まさかの最後に利樹とアズが登場して、ちょっとテンションが上がり気味の月峰でs((
それにしても湊くん、最後のあれは痛そうだったz(( 読みながら某大佐のセリフが頭に浮かんでいたので、霧月さんのコメントでつい笑ってしまいましたw
そして最後に出てきた『お姫様』が気になります。世界を自由に弄繰り回すなんて、もはや神じゃないk((
もし続編が出るのなら、また別の世界の湊くん達が活躍するのか……もしくは、別の新しい子達も登場して見事悪夢を突破して見せるのか、とにかく楽しみです!

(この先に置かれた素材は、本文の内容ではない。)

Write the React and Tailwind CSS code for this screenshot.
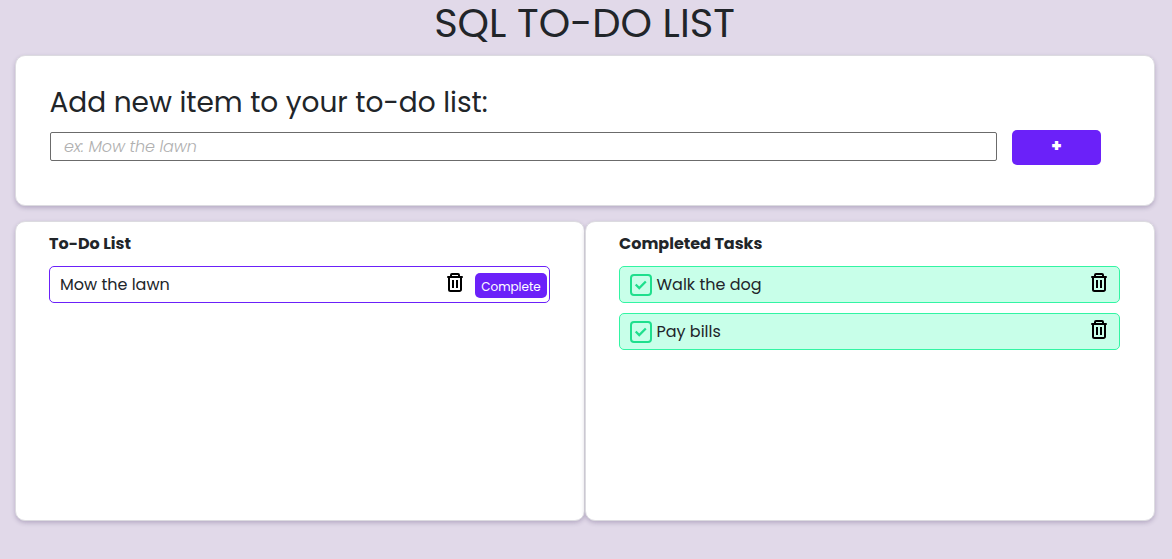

でも、あのお姫様を倒す術を探すのも結構時間掛かりそうですね。物語○○個分、ぐらいのとんでもない時間が((
それともお姫様は『倒す』対象ではないのでしょうか……?
それではこの辺で。とても楽しく読ませて頂きました! そして、お疲れ様でした^^ノ
次回作、または続編、楽しみに待ってますね^^
90
:
霧月 蓮_〆
◆REN/KP3zUk
:2012/01/10(火) 17:13:42 HOST:i114-183-46-33.s04.a001.ap.plala.or.jp
>>月峰 夜凪様
アズちゃんと利樹君、シナリオカットしなければもっと出番が会ったんですけどね。いろいろな事情でシナリオカットが凄いことになったので、黒幕側についてもらいました((
目は痛いですよね。悠斗君なんでそんなとこ突き刺したし(( 実際あのコメントは台詞になる予定だったんですよw 横にいた人物Aにそれは某大佐にしか見えない方やめろ、と言われて消しましたが((
お姫様は神、と言う括りで問題なかったりします。ただそれはあくまで学園内で起きている物語の支配者、ということですね。作者と変わりないと思います(オイ
ちなみにお姫様、一度ストーリーの中に出てきています。、容姿等の描写があるのに名前が出てない人ですね。
湊君……出るは出るけど……という感じです。分かる人にはわかるあの性格です(( 実を言うと黒幕以外キャラは約二名を除いて総入れ替えです。黒幕さんのあの子も名前を変えてしまいますしね。
まぁ物語の統括者、ですからね。しかしもっとヤバイ奴が出てくるんでなんともいえません。蓮みたいな明らかに“何かを知っている”ようなよく分からないやつもいますしね。
お姫様についてはなんともいえないのです。黒幕である以上……って感じなんですがね((
いえいえ、こちらこそ駄文にお付き合いいただき、有難うございます。